We apply our setup to images from the cats and dogs dataset. We've prepared a subset especially for quick experimentation.

# !curl -O https://superduperdb-public-demo.s3.amazonaws.com/images.zip && unzip images.zip
from PIL import Image
import os

data = [f'images/{x}' for x in os.listdir('./images') if x.endswith('png')]
data = [{'img': Image.open(path)} for path in data]

Now that we've prepared these records we can insert this data "directly" into the database with a standard insert statement. (Notice however the difference from pymongo with the .execute() call.) The same pattern may be applied to other database types.

from superduper import superduper, Document, Table

db = superduper('mongomock://')

table = Table('images', fields={'img': 'superduper_pillow.pil_image'})

db.apply(table, force=True)

_ = db['images'].insert(data[:-1])

We can verify that the images are correctly saved by retrieved a single record:

r = db['images'].get()
r['img']

We now build a torch model for text-2-image similarity using the clip library. In order to save the outputs correctly in the system, we add the tensor datatype to the model:

import clip
import hashlib
import torch
from superduper_torch import TorchModel, Tensor


model_name = "ViT-B/32"
model, preprocess = clip.load(model_name, "cpu")

class ImageModel(torch.nn.Module):
    def __init__(self):
        super().__init__()
        self.model = model

    def forward(self, image_tensors):
        return self.model.encode_image(image_tensors)

    def __hash__(self):
        return int(hashlib.sha256(model_name.encode()).hexdigest(), 16)


image_model = TorchModel(
    identifier='clip_image',
    object=ImageModel(),
    preprocess=preprocess,
    datatype='superduper_torch.Tensor[float32:512]',
    loader_kwargs={'batch_size': 5},
)

We can verify that this model gives us the correct outputs on the added data with the .predict method:

Now we'd like to set up this model to compute outputs on the 'img' key of each record. To do that we create a Listener (see here for more information) which "listens" for incoming and existing data, and computes outputs on that data.

When new data is inserted, the model automatically will create outputs on that data. This is a very handy feature for productionizing AI and ML, since a data deployment needs to be keep up-to-date as far as possible.
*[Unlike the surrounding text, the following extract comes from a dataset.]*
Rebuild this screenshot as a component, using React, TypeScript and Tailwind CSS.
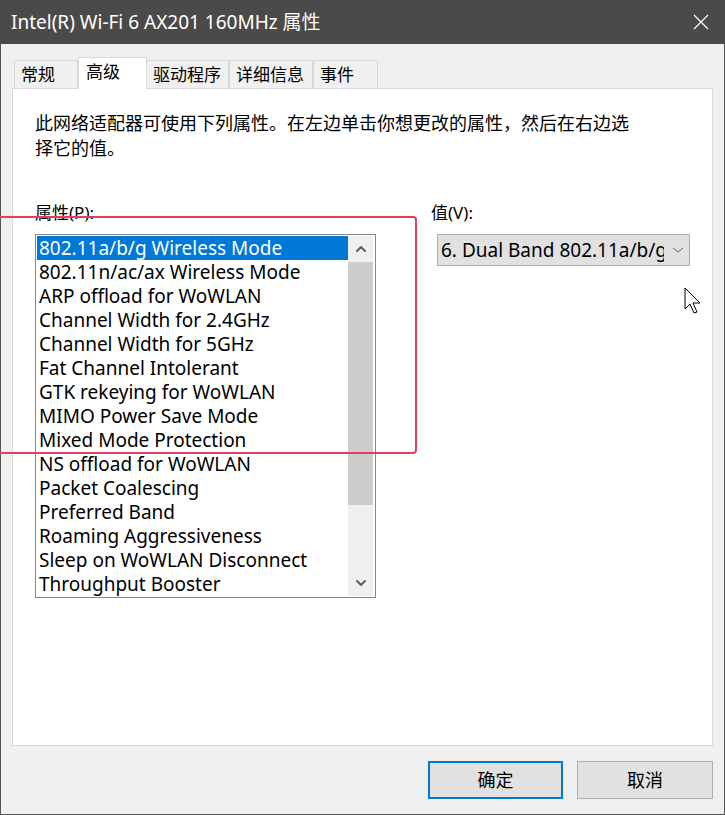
import { ChevronUp, ChevronDown } from "lucide-react";

const items = [
  "802.11a/b/g Wireless Mode",
  "802.11n/ac/ax Wireless Mode",
  "ARP offload for WoWLAN",
  "Channel Width for 2.4GHz",
  "Channel Width for 5GHz",
  "Fat Channel Intolerant",
  "GTK rekeying for WoWLAN",
  "MIMO Power Save Mode",
  "Mixed Mode Protection",
  "NS offload for WoWLAN",
  "Packet Coalescing",
  "Preferred Band",
  "Roaming Aggressiveness",
  "Sleep on WoWLAN Disconnect",
  "Throughput Booster",
];

const tabs = ["常规", "高级", "驱动程序", "详细信息", "事件"];
const tabWidths = ["w-[64px]", "w-[69px]", "w-[82px]", "w-[84px]", "w-[65px]"];

const font = "font-['Noto_Sans','Noto_Sans_CJK_SC',sans-serif]";

function Cursor() {
  return (
    <svg width="20" height="28" viewBox="0 0 20 28" className="absolute left-[683px] top-[287px]">
      <path d="M1 1 L1 22 L6 17 L10 26 L13 25 L9 16 L16 16 Z" fill="#fff" stroke="#000" strokeWidth="1" />
    </svg>
  );
}

export default function App() {
  return (
    <div className={`relative w-[725px] h-[815px] bg-[#f0f0f0] border-x border-b border-[#555] flex flex-col text-[#000] ${font}`}>
      {/* title bar */}
      <div className="h-[44px] bg-[#4b4a48] flex items-center justify-between pl-[11px] pr-[16px] -mx-px">
        <span className="text-white text-[19px] leading-none">Intel(R) Wi-Fi 6 AX201 160MHz 属性</span>
        <svg width="16" height="16" viewBox="0 0 16 16">
          <path d="M1 1 L15 15 M15 1 L1 15" stroke="#fff" strokeWidth="1.2" />
        </svg>
      </div>

      {/* tabs */}
      <div className="flex items-end h-[44px] pl-[13px]">
        {tabs.map((t, i) =>
          i === 1 ? (
            <div
              key={t}
              className={`${tabWidths[i]} h-[32px] -mb-px bg-white border border-b-0 border-[#d9d9d9] text-[17px] leading-[24px] pl-[7px] pt-[2px] relative z-10`}
            >
              {t}
            </div>
          ) : (
            <div
              key={t}
              className={`${tabWidths[i]} h-[28px] bg-[#f0f0f0] border border-b-0 border-[#d9d9d9] text-[17px] leading-[24px] pl-[6px] pt-[2px] ${i === 2 ? "border-l-0" : ""}`}
            >
              {t}
            </div>
          )
        )}
      </div>

      {/* panel */}
      <div className="mx-[11px] h-[658px] bg-white border border-[#d9d9d9] pl-[22px] pr-[20px] pt-[22px]">
        <p className="text-[18px] leading-[25px] w-[600px]">
          此网络适配器可使用下列属性。在左边单击你想更改的属性，然后在右边选择它的值。
        </p>

        <div className="flex mt-[41px]">
          <div className="w-[341px]">
            <div className="text-[17px] leading-[22px]">属性(P):</div>
            <div className="mt-[10px] h-[364px] border border-[#828790] flex">
              <div className="flex-1 pl-[1px] pt-[1px]">
                {items.map((it, i) => (
                  <div
                    key={it}
                    className={`h-[24px] leading-[24px] text-[19px] pl-[2px] whitespace-nowrap ${
                      i === 0 ? "bg-[#0078d7] text-white" : ""
                    }`}
                  >
                    {it}
                  </div>
                ))}
              </div>
              <div className="w-[25px] my-[1px] mr-[2px] bg-[#f0f0f0] flex flex-col">
                <div className="h-[26px] flex items-center justify-center">
                  <ChevronUp size={16} strokeWidth={3} color="#606060" />
                </div>
                <div className="h-[243px] bg-[#cdcdcd]" />
                <div className="flex-1" />
                <div className="h-[26px] flex items-center justify-center">
                  <ChevronDown size={16} strokeWidth={3} color="#606060" />
                </div>
              </div>
            </div>
          </div>

          <div className="ml-[55px]">
            <div className="text-[17px] leading-[22px]">值(V):</div>
            <div className="mt-[10px] ml-[6px] w-[253px] h-[32px] bg-[#e1e1e1] border border-[#adadad] flex items-center">
              <span className="pl-[3px] w-[226px] overflow-hidden whitespace-nowrap text-[19px] leading-[28px]">
                6. Dual Band 802.11a/b/g/n/ac/ax
              </span>
              <svg width="12" height="8" viewBox="0 0 12 8" className="ml-[8px]">
                <path d="M1 2 L6 6 L11 2" stroke="#666" strokeWidth="1" fill="none" />
              </svg>
            </div>
          </div>
        </div>
      </div>

      {/* buttons */}
      <div className="flex justify-end gap-[14px] pr-[11px] mt-[15px]">
        <button className="w-[135px] h-[38px] bg-[#e1e1e1] border-2 border-[#0078d7] text-[18px]">确定</button>
        <button className="w-[136px] h-[38px] bg-[#e1e1e1] border border-[#adadad] text-[18px]">取消</button>
      </div>

      {/* annotation */}
      <div className="absolute left-[-20px] top-[216px] w-[436px] h-[238px] border-2 border-[#e0405f] rounded-[4px] pointer-events-none" />

      <Cursor />
    </div>
  );
}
from superduper import Listener

listener = Listener(
    'image_listener',
    model=image_model,
    select=db['images'],
    key='img',
)

Downstream of this first model, we now can add another smaller model, to classify images with configurable terms. Since the dataset is concerned with cats and dogs we create 2 downstream models classifying the images in 2 different ways.
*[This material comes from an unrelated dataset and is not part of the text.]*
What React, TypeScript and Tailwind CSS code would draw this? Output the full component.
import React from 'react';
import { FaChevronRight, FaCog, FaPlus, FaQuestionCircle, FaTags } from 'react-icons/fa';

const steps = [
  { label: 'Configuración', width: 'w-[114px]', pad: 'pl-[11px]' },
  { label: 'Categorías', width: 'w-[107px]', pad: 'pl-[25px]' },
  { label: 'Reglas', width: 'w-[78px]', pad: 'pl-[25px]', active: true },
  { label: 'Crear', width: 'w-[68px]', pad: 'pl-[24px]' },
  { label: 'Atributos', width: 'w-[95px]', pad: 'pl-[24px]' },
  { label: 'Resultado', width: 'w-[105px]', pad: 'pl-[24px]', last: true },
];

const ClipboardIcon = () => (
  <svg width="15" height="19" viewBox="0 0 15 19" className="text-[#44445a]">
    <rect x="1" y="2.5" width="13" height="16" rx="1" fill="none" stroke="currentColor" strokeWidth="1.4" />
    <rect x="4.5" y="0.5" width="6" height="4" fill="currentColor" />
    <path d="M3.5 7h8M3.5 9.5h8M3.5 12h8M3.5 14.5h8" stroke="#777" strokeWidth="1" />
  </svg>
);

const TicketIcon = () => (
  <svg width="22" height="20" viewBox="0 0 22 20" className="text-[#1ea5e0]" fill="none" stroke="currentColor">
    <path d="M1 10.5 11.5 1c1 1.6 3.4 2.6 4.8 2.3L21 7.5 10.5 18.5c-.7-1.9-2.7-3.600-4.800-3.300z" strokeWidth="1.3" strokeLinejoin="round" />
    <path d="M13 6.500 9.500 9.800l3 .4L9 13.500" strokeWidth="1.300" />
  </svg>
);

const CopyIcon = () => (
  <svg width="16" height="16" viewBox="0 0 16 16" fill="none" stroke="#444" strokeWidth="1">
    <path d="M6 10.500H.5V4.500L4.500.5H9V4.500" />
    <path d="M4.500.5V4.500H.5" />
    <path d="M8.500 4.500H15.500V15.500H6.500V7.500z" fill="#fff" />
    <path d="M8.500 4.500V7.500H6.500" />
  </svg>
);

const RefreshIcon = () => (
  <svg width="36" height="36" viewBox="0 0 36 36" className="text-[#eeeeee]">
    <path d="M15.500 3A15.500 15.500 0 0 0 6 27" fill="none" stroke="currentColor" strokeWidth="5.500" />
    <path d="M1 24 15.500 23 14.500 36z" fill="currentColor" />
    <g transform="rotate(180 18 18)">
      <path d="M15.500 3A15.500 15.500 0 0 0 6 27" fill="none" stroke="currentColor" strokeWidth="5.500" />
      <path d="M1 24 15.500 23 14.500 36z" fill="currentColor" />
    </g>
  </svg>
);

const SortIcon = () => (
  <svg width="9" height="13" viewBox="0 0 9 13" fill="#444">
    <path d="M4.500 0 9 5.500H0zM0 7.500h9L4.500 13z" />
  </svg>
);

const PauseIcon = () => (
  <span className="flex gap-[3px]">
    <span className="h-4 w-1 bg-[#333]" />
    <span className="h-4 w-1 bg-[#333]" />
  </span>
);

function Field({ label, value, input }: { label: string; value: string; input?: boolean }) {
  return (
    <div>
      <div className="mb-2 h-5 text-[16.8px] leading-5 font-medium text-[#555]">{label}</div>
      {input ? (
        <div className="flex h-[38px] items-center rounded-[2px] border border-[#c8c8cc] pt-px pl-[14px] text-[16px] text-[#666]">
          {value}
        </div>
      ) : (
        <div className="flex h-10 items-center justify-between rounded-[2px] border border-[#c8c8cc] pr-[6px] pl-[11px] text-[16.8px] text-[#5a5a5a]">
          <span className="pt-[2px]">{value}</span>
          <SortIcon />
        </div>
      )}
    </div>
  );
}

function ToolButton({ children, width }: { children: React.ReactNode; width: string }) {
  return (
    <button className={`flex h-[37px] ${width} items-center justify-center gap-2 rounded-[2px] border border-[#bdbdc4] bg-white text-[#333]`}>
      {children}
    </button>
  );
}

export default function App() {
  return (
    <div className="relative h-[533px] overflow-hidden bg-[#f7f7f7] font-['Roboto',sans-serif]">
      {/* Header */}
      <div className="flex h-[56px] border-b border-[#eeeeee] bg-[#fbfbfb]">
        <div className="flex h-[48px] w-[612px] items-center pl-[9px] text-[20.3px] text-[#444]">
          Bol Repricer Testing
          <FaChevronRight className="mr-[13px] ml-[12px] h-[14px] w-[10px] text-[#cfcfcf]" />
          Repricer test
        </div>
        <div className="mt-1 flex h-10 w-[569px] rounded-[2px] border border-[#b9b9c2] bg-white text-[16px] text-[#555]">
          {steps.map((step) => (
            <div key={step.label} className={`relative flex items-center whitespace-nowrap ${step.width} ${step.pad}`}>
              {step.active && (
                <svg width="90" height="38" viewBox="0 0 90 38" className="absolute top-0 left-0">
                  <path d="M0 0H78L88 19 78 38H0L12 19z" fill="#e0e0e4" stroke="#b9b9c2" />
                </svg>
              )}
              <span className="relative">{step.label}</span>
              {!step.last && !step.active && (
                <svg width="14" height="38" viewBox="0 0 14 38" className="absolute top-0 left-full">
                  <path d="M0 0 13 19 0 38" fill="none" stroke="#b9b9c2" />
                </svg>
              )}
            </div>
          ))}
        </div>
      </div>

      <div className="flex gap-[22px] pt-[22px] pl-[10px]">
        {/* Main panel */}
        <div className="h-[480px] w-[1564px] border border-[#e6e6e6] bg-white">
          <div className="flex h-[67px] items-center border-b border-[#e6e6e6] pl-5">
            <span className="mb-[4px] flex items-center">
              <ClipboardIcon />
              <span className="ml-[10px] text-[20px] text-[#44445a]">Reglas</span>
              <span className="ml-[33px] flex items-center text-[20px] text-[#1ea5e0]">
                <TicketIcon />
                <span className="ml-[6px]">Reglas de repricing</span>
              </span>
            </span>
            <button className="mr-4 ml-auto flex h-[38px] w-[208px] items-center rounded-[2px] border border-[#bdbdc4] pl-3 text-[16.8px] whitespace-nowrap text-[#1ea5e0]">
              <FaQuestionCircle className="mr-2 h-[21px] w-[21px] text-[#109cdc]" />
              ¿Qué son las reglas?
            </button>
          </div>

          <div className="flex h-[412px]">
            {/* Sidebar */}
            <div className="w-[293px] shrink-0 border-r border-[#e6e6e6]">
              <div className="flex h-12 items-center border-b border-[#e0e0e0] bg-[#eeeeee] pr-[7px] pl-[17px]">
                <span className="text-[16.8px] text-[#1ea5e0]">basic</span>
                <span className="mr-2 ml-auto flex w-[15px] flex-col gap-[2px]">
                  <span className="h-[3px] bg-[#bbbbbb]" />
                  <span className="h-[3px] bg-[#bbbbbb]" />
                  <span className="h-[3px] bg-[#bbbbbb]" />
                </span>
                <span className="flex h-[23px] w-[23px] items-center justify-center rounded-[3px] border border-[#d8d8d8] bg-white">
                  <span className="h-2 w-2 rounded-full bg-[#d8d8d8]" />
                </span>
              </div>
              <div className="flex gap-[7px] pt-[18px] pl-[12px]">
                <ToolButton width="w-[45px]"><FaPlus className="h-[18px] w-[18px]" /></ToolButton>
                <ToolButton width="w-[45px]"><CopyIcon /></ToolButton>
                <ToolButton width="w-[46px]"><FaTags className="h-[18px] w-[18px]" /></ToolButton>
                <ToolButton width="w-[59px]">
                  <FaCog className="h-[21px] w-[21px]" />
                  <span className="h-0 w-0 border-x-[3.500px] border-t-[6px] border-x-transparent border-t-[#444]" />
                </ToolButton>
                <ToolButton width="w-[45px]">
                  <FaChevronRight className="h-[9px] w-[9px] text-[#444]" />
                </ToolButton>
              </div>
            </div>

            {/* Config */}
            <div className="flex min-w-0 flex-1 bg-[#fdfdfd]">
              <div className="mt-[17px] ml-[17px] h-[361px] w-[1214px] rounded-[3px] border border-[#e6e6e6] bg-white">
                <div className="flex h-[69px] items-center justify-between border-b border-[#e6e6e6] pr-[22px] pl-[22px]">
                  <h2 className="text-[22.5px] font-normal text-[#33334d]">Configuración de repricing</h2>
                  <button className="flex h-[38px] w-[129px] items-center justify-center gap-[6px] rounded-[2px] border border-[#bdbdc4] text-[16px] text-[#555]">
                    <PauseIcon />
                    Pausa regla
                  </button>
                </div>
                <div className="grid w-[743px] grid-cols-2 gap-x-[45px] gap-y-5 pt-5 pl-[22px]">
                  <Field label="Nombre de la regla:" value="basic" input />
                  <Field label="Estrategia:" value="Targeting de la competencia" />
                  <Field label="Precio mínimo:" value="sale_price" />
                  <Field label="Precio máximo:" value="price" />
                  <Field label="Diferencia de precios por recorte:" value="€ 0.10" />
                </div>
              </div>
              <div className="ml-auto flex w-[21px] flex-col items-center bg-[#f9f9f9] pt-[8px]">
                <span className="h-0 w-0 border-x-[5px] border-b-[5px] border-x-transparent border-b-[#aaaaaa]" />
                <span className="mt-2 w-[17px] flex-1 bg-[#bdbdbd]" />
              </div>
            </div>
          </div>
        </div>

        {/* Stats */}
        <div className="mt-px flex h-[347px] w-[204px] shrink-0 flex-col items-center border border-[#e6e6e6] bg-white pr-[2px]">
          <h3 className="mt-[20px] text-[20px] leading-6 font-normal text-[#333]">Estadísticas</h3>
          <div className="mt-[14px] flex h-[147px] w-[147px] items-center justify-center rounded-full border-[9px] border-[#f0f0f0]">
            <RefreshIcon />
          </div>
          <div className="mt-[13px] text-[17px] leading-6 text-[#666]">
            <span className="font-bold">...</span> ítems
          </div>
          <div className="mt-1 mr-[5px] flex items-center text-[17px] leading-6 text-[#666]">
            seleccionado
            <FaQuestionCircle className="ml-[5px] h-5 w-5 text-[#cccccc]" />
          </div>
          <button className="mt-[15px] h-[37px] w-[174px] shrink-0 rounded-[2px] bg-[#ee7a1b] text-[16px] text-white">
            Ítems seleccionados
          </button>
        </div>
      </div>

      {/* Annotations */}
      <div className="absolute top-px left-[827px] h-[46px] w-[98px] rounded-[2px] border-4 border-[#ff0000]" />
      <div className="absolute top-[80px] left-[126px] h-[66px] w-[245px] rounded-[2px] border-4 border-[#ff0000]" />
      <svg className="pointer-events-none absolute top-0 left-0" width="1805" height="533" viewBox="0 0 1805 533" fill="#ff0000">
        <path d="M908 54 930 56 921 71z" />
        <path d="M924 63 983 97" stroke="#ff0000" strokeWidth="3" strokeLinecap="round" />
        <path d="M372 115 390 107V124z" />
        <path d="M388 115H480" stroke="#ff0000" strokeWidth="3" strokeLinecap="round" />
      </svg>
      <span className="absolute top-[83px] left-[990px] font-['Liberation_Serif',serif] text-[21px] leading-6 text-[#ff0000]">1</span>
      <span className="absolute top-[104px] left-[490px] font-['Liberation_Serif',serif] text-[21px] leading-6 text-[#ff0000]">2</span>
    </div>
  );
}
from superduper import ObjectModel
from superduper.misc.utils import hash_item


class Comparer:
    def __init__(self, words, text_features):
        self.targets = {w: text_features[i] for i, w in enumerate(words)}
        self.lookup = list(self.targets.keys())
        self.matrix = torch.stack(list(self.targets.values()))

    def __call__(self, vector):
        best = (self.matrix @ vector).topk(1)[1].item()
        return self.lookup[best]

    def __hash__(self):
        return int(hash_item(self.matrix.detach().numpy().tolist()), 16)


cats_vs_dogs = Listener(
    'cats_vs_dogs',
    model=ObjectModel(
        'cats_vs_dogs',
        object=Comparer(['cat', 'dog'], model.encode_text(clip.tokenize(['cat', 'dog']))),
    ),
    select=db[listener.outputs],
    key=listener.outputs,
    upstream=[listener],
)

            
felines_vs_canines = Listener(
    'felines_vs_canines',    
    model=ObjectModel(
        'felines_vs_canines',
        object=Comparer(['feline', 'canine'], model.encode_text(clip.tokenize(['feline', 'canine']))),
    ),
    select=db[listener.outputs],
    key=listener.outputs,
    upstream=[listener],
)

from superduper import Application

application = Application(
    'animal_image_analysis',
    components=[
        listener,
        cats_vs_dogs,
        felines_vs_canines,
    ]
)

db.apply(application)

We can verify that both downstream models have written their outputs to the database by querying a document:

r = db['images'].outputs(cats_vs_dogs.predict_id, felines_vs_canines.predict_id).get()

print(r[cats_vs_dogs.outputs])
print(r[felines_vs_canines.outputs])
r['img']

inserted_id = db['images'].insert([data[-1]])[0]

We can verify this by querying the data again:

r = db['images'].outputs(cats_vs_dogs.predict_id).get(_id=inserted_id)
r

r['img']